Clean audits deserve a bonus, officials say
- By Matthew French
- Oct 29, 2003
Financial Management: Recurring Financial Systems Problems Hinder FFMIA Compliance
The federal government should pay bonuses to financial management personnel whose agencies quickly produce clean audits and comply with the Federal Financial Management Improvement Act (FFMIA) of 1996, two federal officials told a Congressional subcommittee.
Offering financial incentives could motivate agencies to more rapidly pursue clean audits and compliance with FFMIA, said Sally Thompson, the General Accounting Office's director of financial management and assurance and Karen Cleary Alderman, executive director of the Joint Financial Management Program. They testified Oct. 29 before the House Government Reform Subcommittee on Government Efficiency and Financial Management.
"We need a combination of a carrot and a stick," said Thompson. "Congress provided us at the GAO the flexibility to award for performance and we found that effective."
Each year, GAO officials audit the financial statements of 24 federal agencies and attempt to form a view of the overall state of federal finances. For the sixth consecutive year, agency officials were unable to render an opinion on the federal government's overall financial state.
Thompson and Alderman were responding to a question from Rep. Todd Russell Platts (R-Pa.), who asked if performance bonuses for financial management officials would provide the necessary incentive for clean audits and FFMIA compliance. Platts chairs the subcommittee.

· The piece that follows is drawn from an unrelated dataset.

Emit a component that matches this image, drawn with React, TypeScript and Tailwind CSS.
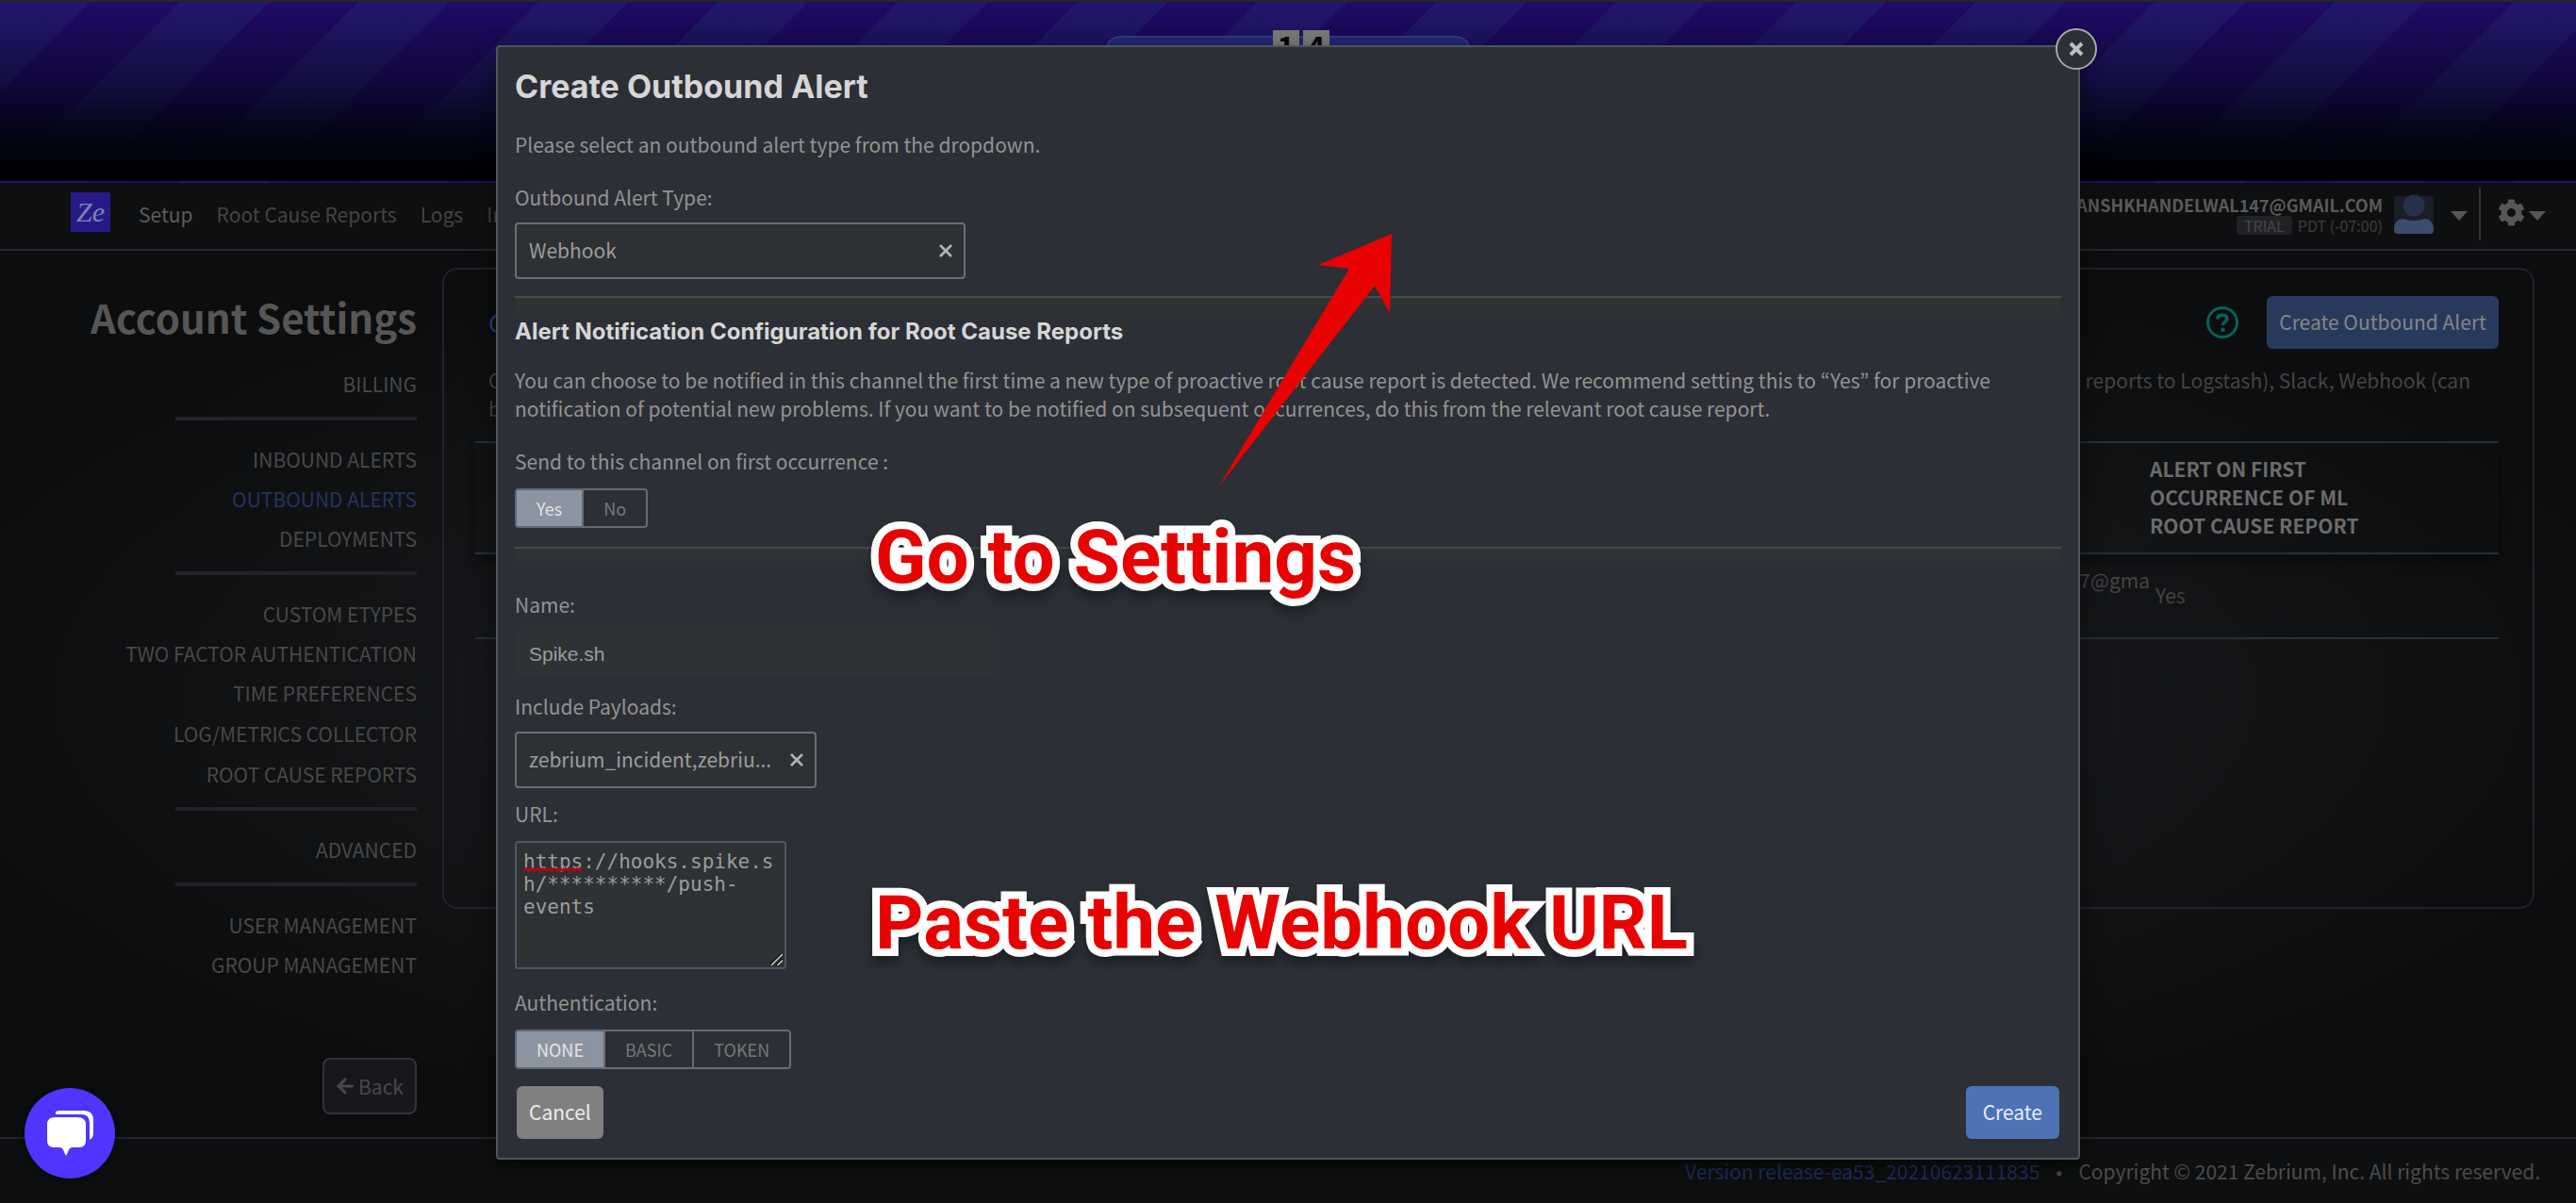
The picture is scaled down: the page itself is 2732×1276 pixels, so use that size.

If financial incentives are used, they should be awarded for work that is "measurable, specific, time sensitive" and the person has to actually have control over the successful system, Thompson said.
Finding, training and retaining qualified program managers is a problem for agencies, Alderman said. Financial incentives should be an option the federal government considers, she said.
"As an observer of program managers in the federal government, I can say they are a scarce commodity and in high demand," she said. "And they could make double or more [in pay] in the private sector."
Although those who lead projects do so out of "public service incentive," it would be "nice to have incentives for these folks," Alderman said.
On the stick of the scenario, however, members of the subcommittee were pushing hard for Thompson and Alderman to talk about penalties for noncompliance.
Marsha Blackburn (R, Tenn.) said she is tired of the lack of accountability to produce clean audits in the federal government. The solution appears to always be "further down the road," Blackburn said.
"My constituents, when they find it takes 12 years to learn to count dollars [in the federal government,] aren't going to want to give their dollars any more," she said. "In the private sector, you don't have 'expectations,' you have 'requirements.' "
When agencies receive a disclaimer, or failing mark, on their federal audit, "nobody loses their job, nobody's hand gets slapped and there's no change in the process and procedures," Blackburn said.